* _WHAT NEEDS TO BE DONE_
Find each line containing the string "components" and return it.

* _STORED DATA_
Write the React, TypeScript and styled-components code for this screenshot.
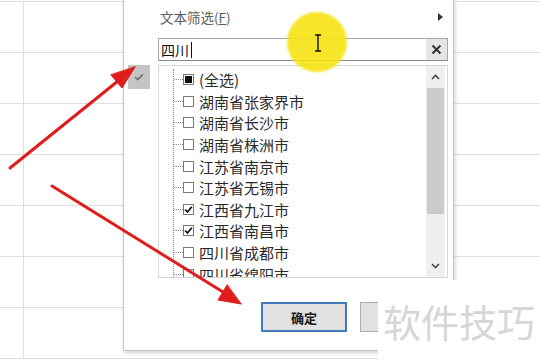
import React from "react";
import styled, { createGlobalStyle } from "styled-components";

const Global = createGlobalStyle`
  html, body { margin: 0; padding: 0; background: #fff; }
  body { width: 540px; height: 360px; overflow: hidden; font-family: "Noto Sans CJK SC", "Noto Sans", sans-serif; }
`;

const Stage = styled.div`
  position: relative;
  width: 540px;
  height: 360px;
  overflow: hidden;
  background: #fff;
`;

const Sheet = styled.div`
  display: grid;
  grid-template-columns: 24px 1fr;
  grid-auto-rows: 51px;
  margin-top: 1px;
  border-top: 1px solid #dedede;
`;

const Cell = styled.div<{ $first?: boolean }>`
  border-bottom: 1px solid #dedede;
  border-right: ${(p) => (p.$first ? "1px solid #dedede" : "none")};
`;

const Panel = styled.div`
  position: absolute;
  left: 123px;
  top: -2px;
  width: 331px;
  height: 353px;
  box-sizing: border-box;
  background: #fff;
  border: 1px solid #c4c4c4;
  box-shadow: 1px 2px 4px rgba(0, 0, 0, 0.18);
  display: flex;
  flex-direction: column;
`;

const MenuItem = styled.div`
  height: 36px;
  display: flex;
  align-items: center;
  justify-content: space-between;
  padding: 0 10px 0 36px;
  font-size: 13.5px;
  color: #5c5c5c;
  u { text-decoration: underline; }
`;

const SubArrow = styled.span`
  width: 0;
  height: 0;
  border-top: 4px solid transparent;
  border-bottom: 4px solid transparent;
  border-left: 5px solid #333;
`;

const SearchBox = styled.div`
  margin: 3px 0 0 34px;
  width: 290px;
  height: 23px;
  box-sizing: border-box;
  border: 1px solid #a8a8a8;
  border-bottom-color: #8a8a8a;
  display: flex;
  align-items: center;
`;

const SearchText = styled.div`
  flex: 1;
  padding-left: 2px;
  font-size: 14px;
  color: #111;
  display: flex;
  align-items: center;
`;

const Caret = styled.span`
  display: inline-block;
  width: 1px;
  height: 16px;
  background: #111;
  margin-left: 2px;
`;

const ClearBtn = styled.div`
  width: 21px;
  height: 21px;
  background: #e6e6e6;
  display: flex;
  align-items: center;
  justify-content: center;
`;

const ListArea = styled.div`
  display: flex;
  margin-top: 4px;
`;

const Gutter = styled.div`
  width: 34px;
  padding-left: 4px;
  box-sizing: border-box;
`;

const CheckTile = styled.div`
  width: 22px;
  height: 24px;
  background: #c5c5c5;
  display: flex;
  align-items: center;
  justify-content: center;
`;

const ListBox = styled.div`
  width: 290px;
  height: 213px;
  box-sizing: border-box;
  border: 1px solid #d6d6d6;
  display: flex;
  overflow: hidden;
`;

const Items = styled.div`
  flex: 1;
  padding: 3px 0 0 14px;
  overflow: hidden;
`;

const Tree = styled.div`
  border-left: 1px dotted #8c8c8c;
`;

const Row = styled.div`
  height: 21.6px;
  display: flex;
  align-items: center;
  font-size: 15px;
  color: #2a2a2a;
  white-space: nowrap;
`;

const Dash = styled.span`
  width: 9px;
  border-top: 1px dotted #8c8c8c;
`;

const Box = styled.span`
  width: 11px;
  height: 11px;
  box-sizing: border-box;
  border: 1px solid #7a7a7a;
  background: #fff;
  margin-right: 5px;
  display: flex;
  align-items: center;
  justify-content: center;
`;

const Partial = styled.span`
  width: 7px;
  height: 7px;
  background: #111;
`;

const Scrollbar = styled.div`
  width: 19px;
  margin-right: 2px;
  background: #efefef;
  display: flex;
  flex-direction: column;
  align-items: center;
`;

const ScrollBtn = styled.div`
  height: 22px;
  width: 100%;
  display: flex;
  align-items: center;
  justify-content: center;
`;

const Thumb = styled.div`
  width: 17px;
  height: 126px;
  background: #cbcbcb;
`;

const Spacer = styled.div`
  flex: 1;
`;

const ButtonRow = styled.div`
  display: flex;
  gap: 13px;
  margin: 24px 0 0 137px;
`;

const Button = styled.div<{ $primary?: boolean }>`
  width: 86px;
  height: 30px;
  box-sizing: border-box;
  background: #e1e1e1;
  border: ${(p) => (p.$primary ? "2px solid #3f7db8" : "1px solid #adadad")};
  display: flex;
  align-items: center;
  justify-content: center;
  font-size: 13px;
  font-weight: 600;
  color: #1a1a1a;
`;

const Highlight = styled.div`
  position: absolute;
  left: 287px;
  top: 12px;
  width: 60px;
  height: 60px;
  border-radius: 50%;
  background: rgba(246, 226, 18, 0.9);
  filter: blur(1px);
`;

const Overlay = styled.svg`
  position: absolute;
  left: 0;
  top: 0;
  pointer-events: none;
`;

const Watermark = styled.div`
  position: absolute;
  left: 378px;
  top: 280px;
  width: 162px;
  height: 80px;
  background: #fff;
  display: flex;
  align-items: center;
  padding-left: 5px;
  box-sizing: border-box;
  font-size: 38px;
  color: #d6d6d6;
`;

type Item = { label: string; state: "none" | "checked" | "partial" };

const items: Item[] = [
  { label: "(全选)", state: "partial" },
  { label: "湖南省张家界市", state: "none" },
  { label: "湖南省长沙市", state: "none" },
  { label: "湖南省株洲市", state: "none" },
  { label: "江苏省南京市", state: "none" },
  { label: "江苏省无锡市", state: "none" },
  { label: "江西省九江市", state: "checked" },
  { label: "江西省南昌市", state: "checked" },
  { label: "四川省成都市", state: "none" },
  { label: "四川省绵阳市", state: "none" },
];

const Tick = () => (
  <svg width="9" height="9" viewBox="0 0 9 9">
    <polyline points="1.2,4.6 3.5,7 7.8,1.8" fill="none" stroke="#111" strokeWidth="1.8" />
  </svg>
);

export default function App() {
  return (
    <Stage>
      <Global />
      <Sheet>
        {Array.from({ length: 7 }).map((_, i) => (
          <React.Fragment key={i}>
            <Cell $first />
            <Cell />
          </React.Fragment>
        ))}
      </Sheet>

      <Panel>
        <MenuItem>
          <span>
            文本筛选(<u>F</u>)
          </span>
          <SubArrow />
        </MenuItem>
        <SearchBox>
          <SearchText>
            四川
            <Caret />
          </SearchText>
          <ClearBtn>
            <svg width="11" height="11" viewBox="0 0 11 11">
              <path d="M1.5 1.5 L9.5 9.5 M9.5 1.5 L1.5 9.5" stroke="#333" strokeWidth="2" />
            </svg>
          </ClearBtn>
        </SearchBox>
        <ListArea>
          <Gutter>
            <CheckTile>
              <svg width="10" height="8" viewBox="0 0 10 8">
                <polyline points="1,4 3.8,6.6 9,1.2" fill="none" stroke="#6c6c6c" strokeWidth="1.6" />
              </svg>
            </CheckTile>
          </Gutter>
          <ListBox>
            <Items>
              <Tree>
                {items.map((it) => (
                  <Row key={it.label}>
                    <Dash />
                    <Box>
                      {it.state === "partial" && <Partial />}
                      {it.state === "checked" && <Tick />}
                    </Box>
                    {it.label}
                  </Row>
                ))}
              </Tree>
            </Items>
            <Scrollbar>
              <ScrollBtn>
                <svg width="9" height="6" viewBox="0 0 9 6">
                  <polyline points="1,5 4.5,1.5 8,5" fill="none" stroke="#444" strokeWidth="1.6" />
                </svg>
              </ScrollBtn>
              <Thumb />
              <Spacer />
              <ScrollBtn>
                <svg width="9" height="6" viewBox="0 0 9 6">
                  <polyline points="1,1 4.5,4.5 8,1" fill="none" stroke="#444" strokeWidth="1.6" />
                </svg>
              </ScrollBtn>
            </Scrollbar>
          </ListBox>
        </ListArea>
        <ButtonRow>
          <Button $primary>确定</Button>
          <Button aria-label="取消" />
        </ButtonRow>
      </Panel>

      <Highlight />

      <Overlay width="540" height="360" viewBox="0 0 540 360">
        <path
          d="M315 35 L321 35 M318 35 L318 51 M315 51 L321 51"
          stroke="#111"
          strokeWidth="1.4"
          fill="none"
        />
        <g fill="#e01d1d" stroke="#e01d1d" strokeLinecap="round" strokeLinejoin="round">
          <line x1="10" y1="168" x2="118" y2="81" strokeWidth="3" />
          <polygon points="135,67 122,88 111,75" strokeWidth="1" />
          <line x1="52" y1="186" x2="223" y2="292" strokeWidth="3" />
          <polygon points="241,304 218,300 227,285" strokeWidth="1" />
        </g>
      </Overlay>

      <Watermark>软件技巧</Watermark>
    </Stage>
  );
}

* _PROBLEM SOLUTION_
Write the React, TypeScript and styled-components code for this screenshot.
import styled, { createGlobalStyle } from "styled-components";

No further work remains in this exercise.